The "NVMe-Strom" is a record of SSD-to-GPU Direct DMA. Its throughput to load data blocks onto GPU device exceeds about 2200MB/s; which is catalog spec of Intel SSD 750(400GB).
It is also twice faster than a pair of usual read(2) and cuMemcpyHtoDAsync; that it a CUDA API to kick asynchronous RAM-to-GPU DMA. When i/o size is smaller, its system-call invocation cost drives down the throughput furthermore.

CPU: Intel Xeon E5-2670 v3 (12C, 2.3GHz)
GPU: NVIDIA Tesla K20c (2496C, 706MHz)
RAM: 64GB
OS: CentOS 7 (kernel: 3.10.0-327.18.2.el7.x86_64)
FS: Ext4 (bs=4096)

In addition, I tried to measure the performance of a few SQL queries:

A large table scan with simple WHERE clause
A large table scan with complicated WHERE clause
A large table scan with LIKE clause

The tables size is about 64GB, contains 700million rows. The result is quite interesting.

The result of "PG-Strom" (red) shows the performance of GPU acceleration based on the existing storage system of PostgreSQL. It implies the throughput is dominated by i/o, thus unavailable to complete tables scan less than 140sec.
It is valuable when WHERE clause takes complicated expression, but less advantage in other cases.

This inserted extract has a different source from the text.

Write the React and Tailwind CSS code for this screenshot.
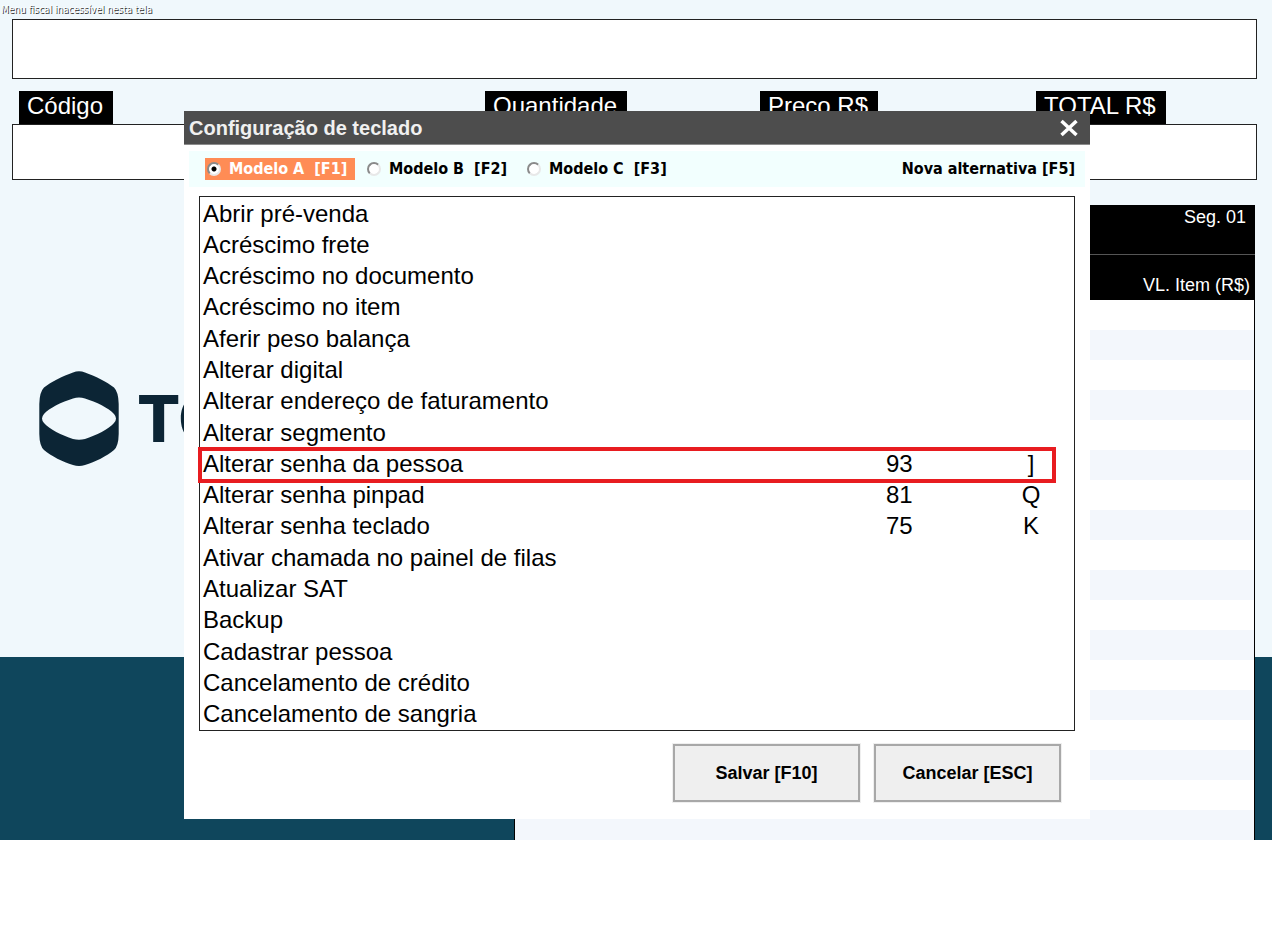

On the other hands, "PG-Strom + NVMe-Strom" (blue) broke this limitation. In case of simple query, it scans the 64GB table by 42.67sec, thus, its processing throughput is 1535MB/s.
We can expect PG-Strom is more valuable for more CPU intensive workloads, like JOIN or GROUP BY, rather than simple tables scan. I expect the pair of PG-Strom and NVMe-Strom will accelerate this kind of workloads going beyond the existing i/o boundary.
I'm really looking forward to benchmarks of the workloads that contains JOIN and GROUP BY when I could add support of SSD-to-GPU Direct DMA on these features!

QUERY for table construction)

CREATE TABLE t_64g (id int not null,
                    x float not null,
                    y float not null,
                    z float not null,
                    memo text);
INSERT INTO t_64g (SELECT x, random()*1000, random()*1000,
                             random()*1000, md5(x::text)
                     FROM generate_series(1,700000000) x);

postgres=# \d+
                         List of relations
 Schema |       Name       | Type  | Owner  |  Size   | Description
--------+------------------+-------+--------+---------+-------------
 public | t                | table | kaigai | 965 MB  |
 public | t_64g            | table | kaigai | 66 GB   |

QUERY1)
SELECT * FROM t_64g WHERE x BETWEEN y-2 AND y+2;

QUERY2)
SELECT * FROM t_64g WHERE sqrt((x-200)^2 + (y-300)^2+ (z-400)^2) < 10;

QUERY3)
SELECT * FROM t_64g WHERE memo LIKE '%abcd%';

*1:Performance was measured again because asynchronous DMA mode was not enabled in the previous result. Thus, synchronous copy blocked unrelated tasks.